Required work ▸ Include in the output only the lines from the opening of the records through the line containing "import React from 'react';", each printed exactly; pictures are omitted.
───── Supplied records ─────
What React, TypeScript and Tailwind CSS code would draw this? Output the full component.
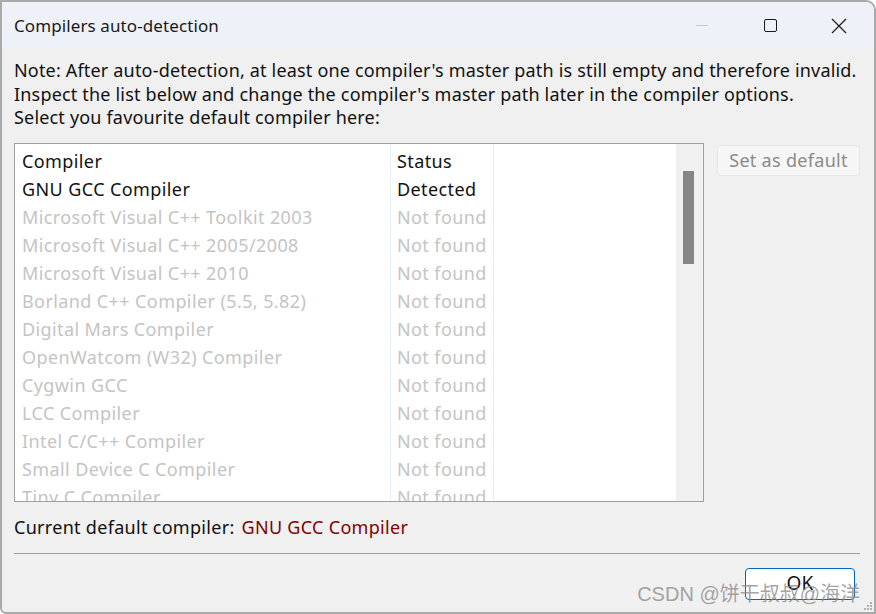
import React from 'react';

const rows: { name: string; status: string; found: boolean }[] = [
  { name: 'GNU GCC Compiler', status: 'Detected', found: true },
  { name: 'Microsoft Visual C++ Toolkit 2003', status: 'Not found', found: false },
  { name: 'Microsoft Visual C++ 2005/2008', status: 'Not found', found: false },
  { name: 'Microsoft Visual C++ 2010', status: 'Not found', found: false },
  { name: 'Borland C++ Compiler (5.5, 5.82)', status: 'Not found', found: false },
  { name: 'Digital Mars Compiler', status: 'Not found', found: false },
  { name: 'OpenWatcom (W32) Compiler', status: 'Not found', found: false },
  { name: 'Cygwin GCC', status: 'Not found', found: false },
  { name: 'LCC Compiler', status: 'Not found', found: false },
  { name: 'Intel C/C++ Compiler', status: 'Not found', found: false },
  { name: 'Small Device C Compiler', status: 'Not found', found: false },
  { name: 'Tiny C Compiler', status: 'Not found', found: false },
];

const TitleBar = () => (
  <div className="h-[47px] bg-[#eef1f7] flex items-center pl-[12px] rounded-tr-[8px]">
    <span className="text-[17px] text-[#1a1a1a] flex-1 tracking-[0.1px]">Compilers auto-detection</span>
    <div className="flex items-center h-full">
      <div className="w-[68px] h-full flex items-center justify-center">
        <div className="w-[12px] h-px bg-[#c8c8c8]" />
      </div>
      <div className="w-[68px] h-full flex items-center justify-center">
        <div className="w-[13px] h-[13px] border border-[#1a1a1a] rounded-[2px]" />
      </div>
      <div className="w-[70px] h-full flex items-center justify-center">
        <svg width="16" height="16" viewBox="0 0 16 16" fill="none" stroke="#1a1a1a" strokeWidth="1.2">
          <path d="M1 1L15 15M15 1L1 15" />
        </svg>
      </div>
    </div>
  </div>
);

const CompilerList = () => (
  <div className="relative w-[690px] h-[359px] border border-[#a0a0a0] bg-white overflow-hidden">
    <div className="absolute left-[375px] top-0 bottom-0 w-px bg-[#e6eef8]" />
    <div className="absolute left-[478px] top-0 bottom-0 w-px bg-[#e6eef8]" />
    <div className="pt-[4px] tracking-[0.4px]">
      <div className="flex h-[28px] items-center text-[#111]">
        <span className="w-[375px] pl-[7px]">Compiler</span>
        <span className="pl-[7px]">Status</span>
      </div>
      {rows.map((r) => (
        <div key={r.name} className={`flex h-[28px] items-center whitespace-nowrap ${r.found ? 'text-[#111]' : 'text-[#c4c4c4]'}`}>
          <span className="w-[375px] pl-[7px]">{r.name}</span>
          <span className="pl-[7px]">{r.status}</span>
        </div>
      ))}
    </div>
    <div className="absolute right-0 top-0 bottom-0 w-[27px] bg-[#f0f0f0]">
      <div className="absolute left-[7px] top-[27px] w-[11px] h-[93px] bg-[#858585]" />
    </div>
  </div>
);

export default function App() {
  return (
    <div
      className="w-[876px] h-[614px] bg-[#f0f0f0] border-2 border-[#aaaaaa] rounded-tr-[10px] rounded-bl-[6px] overflow-hidden flex flex-col relative"
      style={{ fontFamily: '"Noto Sans", "Noto Sans CJK SC", sans-serif' }}
    >
      <TitleBar />
      <div className="flex-1 pl-[12px] pr-[14px] text-[18px] tracking-[0.3px]">
        <div className="pt-[10px] leading-[23.5px] text-[#111] tracking-[0.18px]">
          <p>Note: After auto-detection, at least one compiler's master path is still empty and therefore invalid.</p>
          <p>Inspect the list below and change the compiler's master path later in the compiler options.</p>
          <p>Select you favourite default compiler here:</p>
        </div>
        <div className="flex mt-[13px] gap-[13px] items-start">
          <CompilerList />
          <button className="mt-[2px] w-[143px] h-[31px] bg-[#f6f6f6] border border-[#e6e6e6] rounded-[4px] text-[#8a8a8a]">
            Set as default
          </button>
        </div>
        <div className="mt-[14px] flex h-[23px] items-center">
          <span className="text-[#111]">Current default compiler:</span>
          <span className="ml-[7px] text-[#800000]">GNU GCC Compiler</span>
        </div>
        <div className="mt-[14px] h-px bg-[#a0a0a0] w-[846px]" />
        <div className="flex justify-end pr-[5px] mt-[14px]">
          <button className="w-[110px] h-[32px] bg-white border border-[#0067c0] rounded-[4px] text-[#111] text-[19px]">OK</button>
        </div>
      </div>
      <div className="absolute right-[14px] bottom-[3px] text-[20px] text-[#8c8c8c]/80 pointer-events-none" style={{ fontFamily: '"Liberation Sans", "Noto Sans CJK SC", sans-serif' }}>
        CSDN @饼干叔叔@海洋
      </div>
      <svg className="absolute right-[1px] bottom-[1px]" width="10" height="10" viewBox="0 0 10 10" fill="#b0b0b0">
        <rect x="7" y="1" width="2" height="2" />
        <rect x="4" y="4" width="2" height="2" />
        <rect x="7" y="4" width="2" height="2" />
        <rect x="1" y="7" width="2" height="2" />
        <rect x="4" y="7" width="2" height="2" />
        <rect x="7" y="7" width="2" height="2" />
      </svg>
    </div>
  );
}
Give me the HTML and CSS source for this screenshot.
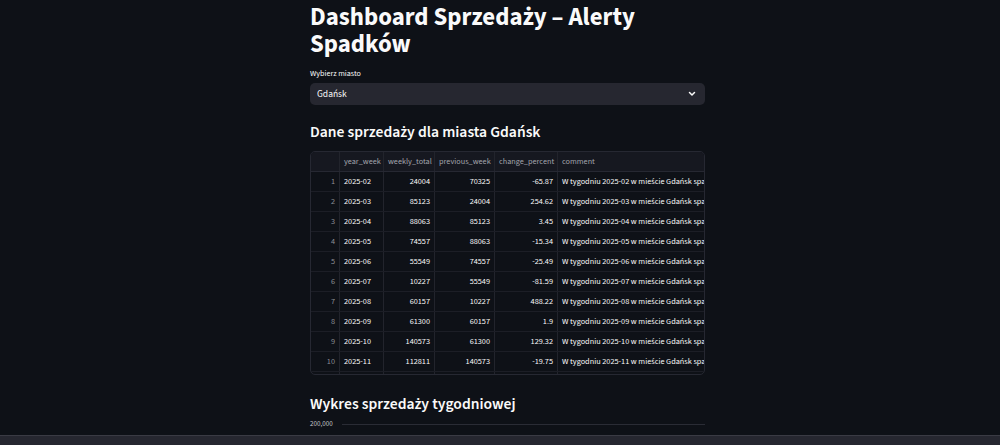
FILE: index.html
```html
<!DOCTYPE html>
<html lang="pl">
<head>
    <meta charset="UTF-8">
    <meta name="viewport" content="width=device-width, initial-scale=1.0">
    <title>Dashboard Sprzedaży</title>
    <link rel="stylesheet" href="styles.css">
</head>
<body>

    <div class="main">
        <!-- Page title -->
        <h1 class="page-title">Dashboard Sprzedaży – Alerty Spadków</h1>

        <!-- City select -->
        <label class="field-label">Wybierz miasto</label>
        <div class="select-box">
            <span>Gdańsk</span>
            <svg class="chevron" width="10" height="10" viewBox="0 0 10 10">
                <path d="M2.5 3.5 L5 6 L7.5 3.5" fill="none" stroke="#fafafa" stroke-width="1.5" stroke-linecap="round" stroke-linejoin="round"/>
            </svg>
        </div>

        <h2 class="section-title">Dane sprzedaży dla miasta Gdańsk</h2>

        <!-- Data table -->
        <div class="table-wrap">
            <table class="data-table">
                <thead>
                    <tr>
                        <th class="col-idx"></th>
                        <th class="col-week">year_week</th>
                        <th class="col-total">weekly_total</th>
                        <th class="col-prev">previous_week</th>
                        <th class="col-change">change_percent</th>
                        <th class="col-comment">comment</th>
                    </tr>
                </thead>
                <tbody id="rows"></tbody>
            </table>
        </div>

        <h2 class="section-title chart-title">Wykres sprzedaży tygodniowej</h2>

        <!-- Chart (only the top gridline is visible) -->
        <div class="chart">
            <span class="axis-label">200,000</span>
            <div class="grid-line"></div>
        </div>
    </div>

    <!-- Bottom bar -->
    <div class="bottom-bar"></div>

    <script>
        const data = [
            ['2025-02', 24004, 70325, '-65.87'],
            ['2025-03', 85123, 24004, '254.62'],
            ['2025-04', 88063, 85123, '3.45'],
            ['2025-05', 74557, 88063, '-15.34'],
            ['2025-06', 55549, 74557, '-25.49'],
            ['2025-07', 10227, 55549, '-81.59'],
            ['2025-08', 60157, 10227, '488.22'],
            ['2025-09', 61300, 60157, '1.9'],
            ['2025-10', 140573, 61300, '129.32'],
            ['2025-11', 112811, 140573, '-19.75'],
            ['2025-12', 98250, 112811, '-12.91']
        ];

        const tbody = document.getElementById('rows');

        // Build table rows
        data.forEach((row, i) => {
            const tr = document.createElement('tr');
            tr.innerHTML = `
                <td class="col-idx">${i + 1}</td>
                <td class="col-week">${row[0]}</td>
                <td class="num">${row[1]}</td>
                <td class="num">${row[2]}</td>
                <td class="num">${row[3]}</td>
                <td class="col-comment">W tygodniu ${row[0]} w mieście Gdańsk spadek</td>
            `;
            tbody.appendChild(tr);
        });
    </script>

</body>
</html>
```

FILE: styles.css
```css
/* General styles */
body {
    font-family: 'Source Sans 3', 'Source Sans Pro', 'Lato', sans-serif;
    margin: 0;
    padding: 0;
    background-color: #0e1117;
    color: #fafafa;
    overflow: hidden;
}

.main {
    width: 395px;
    margin-left: 310px;
}

/* Title */
.page-title {
    font-size: 24.8px;
    line-height: 27px;
    font-weight: 700;
    margin: 0;
    padding-top: 4px;
}

/* Select */
.field-label {
    display: block;
    font-size: 8px;
    margin-top: 9px;
    height: 13px;
    line-height: 13px;
}

.select-box {
    display: flex;
    align-items: center;
    justify-content: space-between;
    height: 22px;
    margin-top: 3px;
    padding: 0 8px 0 7px;
    background-color: #262730;
    border-radius: 5px;
    font-size: 9.5px;
}

.chevron {
    display: block;
}

/* Section headings */
.section-title {
    font-size: 15.6px;
    font-weight: 600;
    line-height: 24px;
    margin: 15px 0 7px;
}

/* Table */
.table-wrap {
    height: 222px;
    border: 1px solid #262832;
    border-radius: 5px;
    overflow: hidden;
}

.data-table {
    border-collapse: collapse;
    table-layout: fixed;
    width: 420px;
    font-size: 8.2px;
}

.data-table th,
.data-table td {
    height: 19px;
    padding: 0 4px;
    border-right: 1px solid #22242c;
    border-bottom: 1px solid #1c1e26;
    white-space: nowrap;
    overflow: hidden;
    text-align: left;
    font-weight: 400;
}

.data-table th {
    background-color: #161820;
    color: #a3a5ad;
    border-bottom-color: #262832;
}

.data-table td.col-idx {
    text-align: right;
    color: #8c8e95;
}

.data-table td.num {
    text-align: right;
}

.col-idx { width: 20px; }
.col-week { width: 35px; }
.col-total { width: 42px; }
.col-prev { width: 51px; }
.col-change { width: 54px; }
.col-comment { width: 200px; }

/* Chart */
.chart-title {
    margin-top: 17px;
    margin-bottom: 3px;
}

.chart {
    display: flex;
    align-items: center;
    gap: 9px;
}

.axis-label {
    font-size: 7px;
    color: #c4c6cc;
}

.grid-line {
    flex: 1;
    height: 1px;
    background-color: #2a2c35;
}

/* Bottom bar */
.bottom-bar {
    position: fixed;
    left: 0;
    right: 0;
    bottom: 0;
    height: 9px;
    background-color: #262730;
    border-top: 1px solid #3a3b44;
}
```
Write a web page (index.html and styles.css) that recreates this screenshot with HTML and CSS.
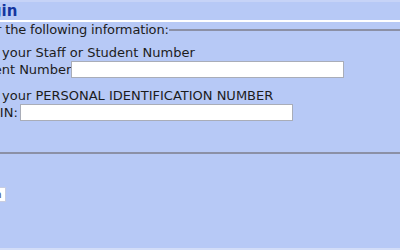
FILE: index.html
```html
<!DOCTYPE html>
<html>
<head>
<meta charset="utf-8">
<link rel="stylesheet" href="styles.css">
</head>
<body>
<div class="page">
  <div class="topline"></div>
  <h1 class="title">Login</h1>
  <div class="divider"></div>
  <form class="login-form">
    <fieldset class="box">
      <legend class="box-legend">Please enter the following information:</legend>
      <p class="prompt">Enter your Staff or Student Number</p>
      <p class="field field-id"><label class="label">Staff or Student Number</label><input class="input" type="text"></p>
      <p class="prompt">Enter your PERSONAL IDENTIFICATION NUMBER</p>
      <p class="field field-pin"><label class="label label-pin">PIN:</label><input class="input" type="password"></p>
    </fieldset>
    <div class="actions"><button class="btn" type="button">Login</button></div>
  </form>
  <div class="bottomline"></div>
</div>
</body>
</html>
```
FILE: styles.css
```css
html, body {
  margin: 0;
  padding: 0;
}
body {
  width: 400px;
  height: 250px;
  overflow: hidden;
  background: #b7c9f6;
  font-family: "DejaVu Sans", Verdana, sans-serif;
  font-size: 13px;
  color: #1c1c1c;
}
.page {
  height: 250px;
  display: flex;
  flex-direction: column;
}
.topline {
  height: 2px;
  background: #c6d3f7;
}
.title {
  margin: 0 0 0 -29px;
  height: 18px;
  line-height: 18px;
  font-size: 15px;
  font-weight: bold;
  color: #1536a0;
}
.divider {
  height: 2px;
  background: #ffffff;
}
.login-form {
  margin: 0;
}
.box {
  margin: 0 -20px 0 -120px;
  padding: 8px 0 21px 0;
  border: 2px solid #8b90a6;
}
.box-legend {
  margin-left: 38px;
  padding: 0 0 0 2px;
  line-height: 15px;
  letter-spacing: -0.15px;
}
.prompt {
  margin: 0 0 0 81px;
  line-height: 16px;
}
.field {
  margin: 0 0 10px 0;
  display: flex;
  align-items: center;
  height: 17px;
}
.field-id { margin-left: 30px; }
.field-pin { margin-left: 110px; }
.label {
  line-height: 16px;
}
.label-pin {
  margin-right: 2px;
}
.input {
  width: 273px;
  height: 17px;
  box-sizing: border-box;
  margin: 0;
  border: 1px solid #a9adb8;
  background: #ffffff;
  padding: 0 2px;
}
.actions {
  margin-top: 33px;
  display: flex;
}
.btn {
  margin-left: -32px;
  height: 15px;
  padding: 0 3px;
  font-family: "DejaVu Sans", Verdana, sans-serif;
  font-size: 11px;
  background: #ffffff;
  border: 1px solid #c8cde0;
  color: #3a5a8a;
  line-height: 13px;
}
.bottomline {
  margin-top: auto;
  height: 2px;
  background: #d3ddf8;
}
```
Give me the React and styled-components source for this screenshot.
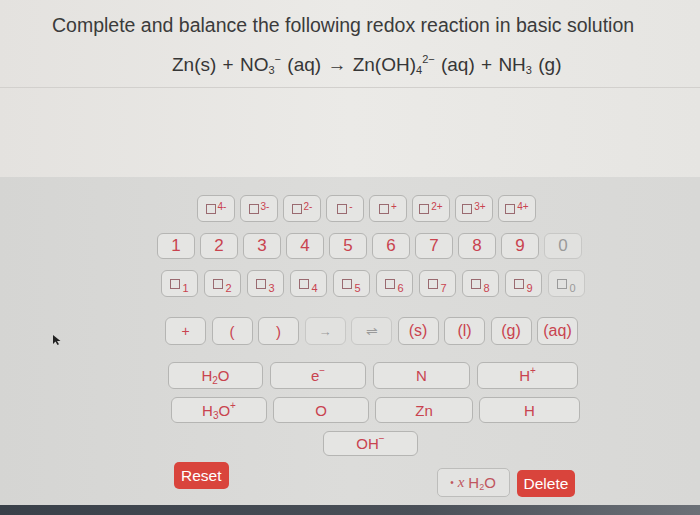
import React from "react";
import styled, { createGlobalStyle, css } from "styled-components";

const Global = createGlobalStyle`
  html, body { margin: 0; padding: 0; }
  body {
    width: 700px; height: 515px; overflow: hidden;
    background: #e9e7e4;
    font-family: "Liberation Sans", Arial, sans-serif;
  }
`;

const Page = styled.div`
  position: relative;
  width: 700px;
  height: 515px;
  display: flex;
  flex-direction: column;
  background: linear-gradient(90deg, #e4e2df 0%, #ebeae7 50%, #e6e5e2 100%);
`;

const Header = styled.div`
  height: 88px;
  display: flex;
  flex-direction: column;
  border-bottom: 1px solid #d2d0cd;
  box-sizing: border-box;
`;

const Title = styled.div`
  margin: 14px 0 0 52px;
  font-size: 19.5px;
  color: #3b3b3b;
`;

const Equation = styled.div`
  margin: 17px 0 0 172px;
  font-size: 19px;
  color: #363636;
  word-spacing: 1px;
  sub, sup { font-size: 11px; line-height: 0; }
  sub { vertical-align: -3px; }
  sup { vertical-align: 8px; }
`;

const Spacer = styled.div`
  height: 89px;
`;

const Panel = styled.div`
  flex: 1;
  background: linear-gradient(90deg, #d5d5d3 0%, #dcdcda 50%, #d8d8d6 100%);
  padding-top: 18px;
  display: flex;
  flex-direction: column;
`;

const Row = styled.div`
  display: flex;
  gap: ${(p) => p.$gap}px;
  margin-left: ${(p) => p.$left}px;
  margin-top: ${(p) => p.$top || 0}px;
  height: ${(p) => p.$h}px;
`;

const Key = styled.div`
  box-sizing: border-box;
  width: ${(p) => p.$w}px;
  height: 100%;
  display: flex;
  align-items: center;
  justify-content: center;
  border: 1.5px solid #b5b5b3;
  border-radius: 6px;
  background: #e5e5e3;
  color: #c9434f;
  font-size: ${(p) => p.$fs || 15}px;
  ${(p) =>
    p.$off &&
    css`
      color: #9a9a9a;
      background: #e1e1df;
      border-color: #c8c8c6;
    `}
`;

const Label = styled.span`
  line-height: 1;
  sub, sup { font-size: 10px; line-height: 0; }
  sub { vertical-align: -3px; }
  sup { vertical-align: 7px; }
`;

const Sq = styled.span`
  display: inline-block;
  width: 10px;
  height: 10px;
  border: 1px solid ${(p) => (p.$off ? "#9a9a9a" : "#9a6a70")};
  box-sizing: border-box;
`;

const Sup = styled.span`
  font-size: 10px;
  margin-left: 2px;
  align-self: flex-start;
  margin-top: 5px;
`;

const Sub = styled.span`
  font-size: 11px;
  margin-left: 2px;
  margin-top: 9px;
`;

const Bottom = styled.div`
  display: flex;
  margin-top: 6px;
  height: 36px;
`;

const RedBtn = styled.div`
  box-sizing: border-box;
  height: 27px;
  padding: 0 ${(p) => p.$pad}px;
  display: flex;
  align-items: center;
  background: #d9443c;
  color: #fff;
  border-radius: 5px;
  font-size: 15.5px;
  margin-left: ${(p) => p.$left}px;
  margin-top: ${(p) => p.$top}px;
`;

const WaterBtn = styled.div`
  box-sizing: border-box;
  width: 73px;
  height: 29px;
  margin-left: 208px;
  margin-top: 6px;
  display: flex;
  align-items: center;
  justify-content: center;
  gap: 4px;
  border: 1.5px solid #bdbdbb;
  border-radius: 5px;
  background: #e3e3e1;
  color: #c0565e;
  font-size: 15px;
  sub { font-size: 9px; vertical-align: -2px; line-height: 0; }
`;

const Italic = styled.span`
  font-family: "Liberation Serif", serif;
  font-style: italic;
  font-size: 15px;
`;

const Dot = styled.span`
  font-size: 10px;
`;

const Strip = styled.div`
  height: 10px;
  background: linear-gradient(90deg, #394049 0%, #4a5058 60%, #6b7077 100%);
`;

const Cursor = styled.svg`
  position: absolute;
  left: 52px;
  top: 334px;
`;

const charges = ["4-", "3-", "2-", "-", "+", "2+", "3+", "4+"];
const digits = ["1", "2", "3", "4", "5", "6", "7", "8", "9", "0"];
const symbols = [
  { t: "+", fs: 14 },
  { t: "(", fs: 15 },
  { t: ")", fs: 15 },
  { t: "→", fs: 13, off: true },
  { t: "⇌", fs: 14, off: true },
  { t: "(s)", fs: 16 },
  { t: "(l)", fs: 16 },
  { t: "(g)", fs: 16 },
  { t: "(aq)", fs: 16 },
];

export default function App() {
  return (
    <Page>
      <Global />
      <Header>
        <Title>Complete and balance the following redox reaction in basic solution</Title>
        <Equation>
          Zn(s) + NO<sub>3</sub>
          <sup>−</sup> (aq) → Zn(OH)<sub>4</sub>
          <sup>2−</sup> (aq) + NH<sub>3</sub> (g)
        </Equation>
      </Header>
      <Spacer />
      <Panel>
        <Row $left={197} $gap={5} $h={27}>
          {charges.map((c) => (
            <Key key={c} $w={38}>
              <Sq />
              <Sup>{c}</Sup>
            </Key>
          ))}
        </Row>
        <Row $left={157} $gap={5} $h={26} $top={11}>
          {digits.map((d) => (
            <Key key={d} $w={38} $fs={17} $off={d === "0"}>
              {d}
            </Key>
          ))}
        </Row>
        <Row $left={161} $gap={6} $h={27} $top={11}>
          {digits.map((d) => (
            <Key key={d} $w={37} $off={d === "0"}>
              <Sq $off={d === "0"} />
              <Sub>{d}</Sub>
            </Key>
          ))}
        </Row>
        <Row $left={165} $gap={5.5} $h={28} $top={20}>
          {symbols.map((s) => (
            <Key key={s.t} $w={41} $fs={s.fs} $off={s.off}>
              {s.t}
            </Key>
          ))}
        </Row>
        <Row $left={168} $gap={7} $h={27} $top={17}>
          <Key $w={95}>
            <Label>
              H<sub>2</sub>O
            </Label>
          </Key>
          <Key $w={96}>
            <Label>
              e<sup>−</sup>
            </Label>
          </Key>
          <Key $w={97}>N</Key>
          <Key $w={101}>
            <Label>
              H<sup>+</sup>
            </Label>
          </Key>
        </Row>
        <Row $left={171} $gap={6} $h={26} $top={8}>
          <Key $w={96}>
            <Label>
              H<sub>3</sub>O<sup>+</sup>
            </Label>
          </Key>
          <Key $w={96}>O</Key>
          <Key $w={98}>Zn</Key>
          <Key $w={101}>H</Key>
        </Row>
        <Row $left={323} $gap={0} $h={25} $top={8}>
          <Key $w={95}>
            <Label>
              OH<sup>−</sup>
            </Label>
          </Key>
        </Row>
        <Bottom>
          <RedBtn $left={174} $top={0} $pad={7}>
            Reset
          </RedBtn>
          <WaterBtn>
            <Dot>•</Dot>
            <Italic>x</Italic>
            <span>
              H<sub>2</sub>O
            </span>
          </WaterBtn>
          <RedBtn $left={7} $top={8} $pad={7}>
            Delete
          </RedBtn>
        </Bottom>
      </Panel>
      <Strip />
      <Cursor width="10" height="12" viewBox="0 0 10 12">
        <path d="M1 1 L1 10 L3.5 7.5 L5.5 11 L7 10.3 L5 7 L8.5 7 Z" fill="#222" />
      </Cursor>
    </Page>
  );
}
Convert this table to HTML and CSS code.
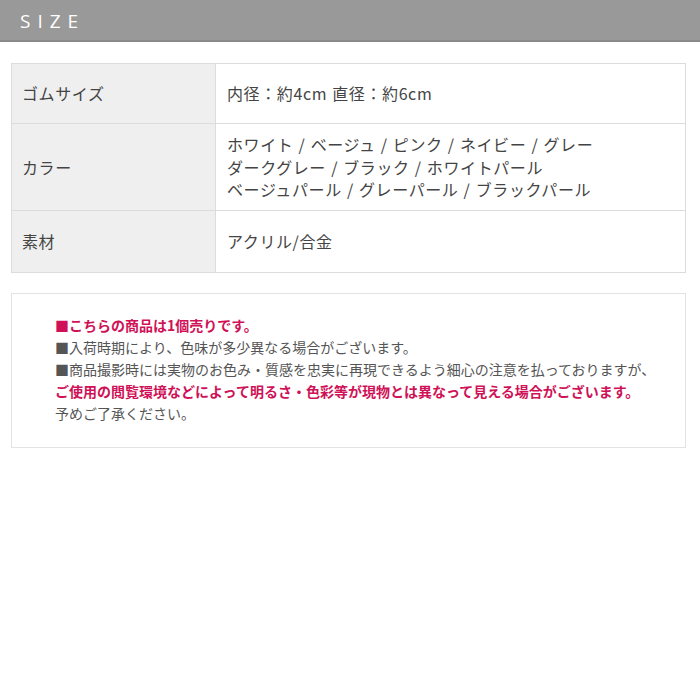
FILE: index.html
```html
<!DOCTYPE html>
<html lang="ja">
<head>
    <meta charset="UTF-8">
    <title>SIZE</title>
    <link rel="stylesheet" href="styles.css">
</head>
<body>
    <div class="heading">SIZE</div>
    <table class="spec">
        <tr>
            <th>ゴムサイズ</th>
            <td>内径：約4cm 直径：約6cm</td>
        </tr>
        <tr>
            <th>カラー</th>
            <td>ホワイト / ベージュ / ピンク / ネイビー / グレー<br>ダークグレー / ブラック / ホワイトパール<br>ベージュパール / グレーパール / ブラックパール</td>
        </tr>
        <tr class="last">
            <th>素材</th>
            <td>アクリル/合金</td>
        </tr>
    </table>
    <div class="notes">
        <p class="pink">■こちらの商品は1個売りです。</p>
        <p>■入荷時期により、色味が多少異なる場合がございます。</p>
        <p>■商品撮影時には実物のお色み・質感を忠実に再現できるよう細心の注意を払っておりますが、</p>
        <p class="pink">ご使用の閲覧環境などによって明るさ・色彩等が現物とは異なって見える場合がございます。</p>
        <p>予めご了承ください。</p>
    </div>
</body>
</html>
```

FILE: styles.css
```css
body {
    margin: 0;
    background: #fff;
    font-family: "Noto Sans CJK JP", "Noto Sans", sans-serif;
    color: #444;
}
.heading {
    height: 40px;
    line-height: 42px;
    background: #999;
    border-bottom: 2px solid #8a8a8a;
    padding-left: 20px;
    color: #fff;
    font-family: "Open Sans", "Noto Sans", sans-serif;
    font-size: 19px;
    letter-spacing: 7px;
}
.spec {
    margin: 21px 14px 0 11px;
    width: 675px;
    border-collapse: collapse;
    font-size: 16px;
    line-height: 22.5px;
    letter-spacing: 0.6px;
    word-spacing: 1px;
}
.spec th,
.spec td {
    border: 1px solid #dcdcdc;
    height: 41px;
    padding: 9px 11px;
    text-align: left;
    font-weight: normal;
    vertical-align: middle;
}
.spec th {
    width: 182px;
    background: #efefef;
    padding-left: 10px;
}
.spec .last th,
.spec .last td {
    height: 43px;
}
.notes {
    margin: 20px 14px 0 11px;
    border: 1px solid #e3e3e3;
    padding: 20px 20px 23px 43px;
    font-size: 14px;
    line-height: 22px;
    color: #555;
}
.notes p {
    margin: 0;
}
.notes .pink {
    color: #cf1257;
    font-weight: bold;
}
```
─────
Solution to the exercise ▸
What React, TypeScript and Tailwind CSS code would draw this? Output the full component.
import React from 'react';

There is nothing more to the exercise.